El señor Blade les condujo por una puerta abierta, hacia una habitación encalada del tamaño y de la forma de una sala de hospital. La diferencia estaba en la disposición de las camas: había literas en filas de a cinco distribuidas de la cabeza a los pies a lo largo de toda la pared que tenían delante. Una hilera de mesas de pino muy bien pulidas, con sus bancos, había sido empujada contra la pared paralela para dejar sitio para la inspección.
Thackeray se dio cuenta con recelo de que los ciento veinte prisioneros que formaban delante de ellos en tres inmóviles filas debían de haber oído todo lo que se había dicho. Estaban clasificados por tamaños y separados con precisión militar, pero el uniforme estropeaba el efecto: cada uno llevaba la ropa con la que había sido llevado a Newgate, de forma que un chaquetón estaba entre una grasienta chaqueta corta y otra de algodón basto, y bien calzados botines se alineaban con zuecos y pies descalzos.
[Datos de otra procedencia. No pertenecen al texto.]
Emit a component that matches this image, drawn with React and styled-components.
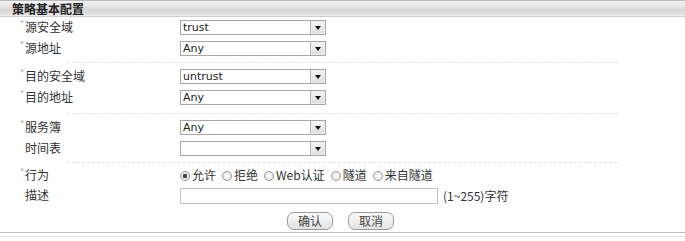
import { createGlobalStyle, styled } from 'styled-components';

const GlobalStyle = createGlobalStyle`
  html, body {
    margin: 0;
    padding: 0;
    background: #fff;
  }
  body {
    font-family: "Noto Sans CJK SC", "Liberation Sans", sans-serif;
    font-size: 12px;
    color: #333;
  }
`;

const Panel = styled.div`
  width: 685px;
  height: 241px;
  overflow: hidden;
  display: flex;
  flex-direction: column;
`;

const TitleBar = styled.div`
  height: 15px;
  border-top: 1px solid #b9b9b9;
  border-bottom: 1px solid #cfcfcf;
  background: linear-gradient(#f4f4f4 0%, #e6e6e6 35%, #d6d6d6 60%, #e2e2e2 85%, #ececec 100%);
  padding-left: 12px;
  display: flex;
  align-items: center;
  font-weight: bold;
  font-size: 12px;
  line-height: 15px;
  color: #222;
`;

const Body = styled.div`
  display: flex;
  flex-direction: column;
`;

const Row = styled.div`
  display: grid;
  grid-template-columns: 180px 1fr;
  align-items: center;
  height: ${p => p.$h || 21}px;
`;

const Label = styled.div`
  padding-left: 20px;
  display: flex;
  align-items: center;
  line-height: 14px;
  margin-top: -2px;
`;

const Star = styled.span`
  width: 5px;
  font-size: 9px;
  color: #aaa;
  align-self: flex-start;
  line-height: 8px;
  visibility: ${p => (p.$show ? 'visible' : 'hidden')};
`;

const Divider = styled.div`
  margin: ${p => p.$gap || '3px 0 3px 67px'};
  width: 550px;
  border-top: 1px dashed #e0e0e0;
`;

const SelectBox = styled.div`
  box-sizing: border-box;
  width: 146px;
  height: 15px;
  border: 1px solid #a7a7a7;
  background: #fff;
  display: flex;
  align-items: center;
  justify-content: space-between;
  font-family: "DejaVu Sans", Verdana, sans-serif;
  font-size: 11px;
  color: #222;
`;

const SelectText = styled.span`
  padding-left: 2px;
  line-height: 13px;
`;

const ArrowBtn = styled.span`
  box-sizing: border-box;
  width: 15px;
  height: 13px;
  border-left: 1px solid #b5b5b5;
  background: linear-gradient(#f6f6f6, #dcdcdc);
  box-shadow: inset 0 0 0 1px #eee;
  display: flex;
  align-items: center;
  justify-content: center;
  &::after {
    content: '';
    border-left: 3px solid transparent;
    border-right: 3px solid transparent;
    border-top: 4px solid #111;
    margin-top: 1px;
  }
`;

const Radios = styled.div`
  display: flex;
  align-items: center;
  gap: 6px;
  margin-top: -2px;
`;

const RadioItem = styled.span`
  display: flex;
  align-items: center;
  gap: 2px;
  color: #333;
`;

const Dot = styled.span`
  box-sizing: border-box;
  width: 10px;
  height: 10px;
  border-radius: 50%;
  border: 1px solid #999;
  margin-top: 2px;
  background: radial-gradient(circle, ${p => (p.$on ? '#444 0 2px, #e8e8e8 2.5px' : '#fafafa 0, #e0e0e0 100%')});
`;

const InputLine = styled.div`
  display: flex;
  align-items: center;
  gap: 5px;
`;

const TextBox = styled.div`
  box-sizing: border-box;
  width: 258px;
  height: 16px;
  border: 1px solid #c4c4c4;
  background: #fff;
`;

const Hint = styled.span`
  color: #333;
  margin-top: -2px;
`;

const Actions = styled.div`
  display: flex;
  justify-content: flex-start;
  gap: 15px;
  padding-left: 287px;
  margin-top: 6px;
`;

const Btn = styled.div`
  box-sizing: border-box;
  width: 46px;
  height: 18px;
  border: 1px solid #9a9a9a;
  border-radius: 7px;
  background: linear-gradient(#fbfbfb, #e3e3e3);
  display: flex;
  align-items: center;
  justify-content: center;
  font-size: 12px;
  color: #444;
  padding-bottom: 2px;
`;

const Footer = styled.div`
  margin-top: 2px;
  border-top: 1px solid #c2c2c2;
  height: 3px;
  border-bottom: 1px solid #e6e6e6;
`;

function Select({ value }) {
  return (
    <SelectBox>
      <SelectText>{value}</SelectText>
      <ArrowBtn />
    </SelectBox>
  );
}

function Field({ label, required, h, children }) {
  return (
    <Row $h={h}>
      <Label>
        <Star $show={required}>*</Star>
        {label}
      </Label>
      <div>{children}</div>
    </Row>
  );
}

const actions = [
  { text: '允许', on: true },
  { text: '拒绝' },
  { text: 'Web认证' },
  { text: '隧道' },
  { text: '来自隧道' },
];

export default function App() {
  return (
    <>
      <GlobalStyle />
      <Panel>
        <TitleBar>策略基本配置</TitleBar>
        <Body>
          <Field label="源安全域" required><Select value="trust" /></Field>
          <Field label="源地址" required><Select value="Any" /></Field>
          <Divider />
          <Field label="目的安全域" required><Select value="untrust" /></Field>
          <Field label="目的地址" required><Select value="Any" /></Field>
          <Divider $gap="5px 0 3px 67px" />
          <Field label="服务簿" required><Select value="Any" /></Field>
          <Field label="时间表"><Select value="" /></Field>
          <Divider $gap="3px 0 2px 67px" />
          <Field label="行为" required>
            <Radios>
              {actions.map(a => (
                <RadioItem key={a.text}>
                  <Dot $on={a.on} />
                  {a.text}
                </RadioItem>
              ))}
            </Radios>
          </Field>
          <Field label="描述" h={20}>
            <InputLine>
              <TextBox />
              <Hint>(1~255)字符</Hint>
            </InputLine>
          </Field>
          <Actions>
            <Btn>确认</Btn>
            <Btn>取消</Btn>
          </Actions>
          <Footer />
        </Body>
      </Panel>
    </>
  );
}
Sin embargo, había una cierta uniformidad en los ojos de los prisioneros, una vidriosa indiferencia, un sopor que los había brutalizado a todos, excepto a un puñado.
– Todos suyos, sargento -dijo Cyril ampulosamente. La mayor formación de pájaros de alivio en Londres, después de la del Lord Mayor. Ladrones de cajas fuertes, estafadores, carteristas, atracadores, asesinos y unos cuantos dudosos que tanto pueden ser honrados caballeros como rufianes. Échenles un buen vistazo, y si no pueden ustedes encontrar a dos o tres que conozcan, que el Señor les bendiga.
Mientras Cribb empezaba por la primera fila, el señor Blade confió a Thackeray:
– Es un tío muy entendido, ese sargento Cribb.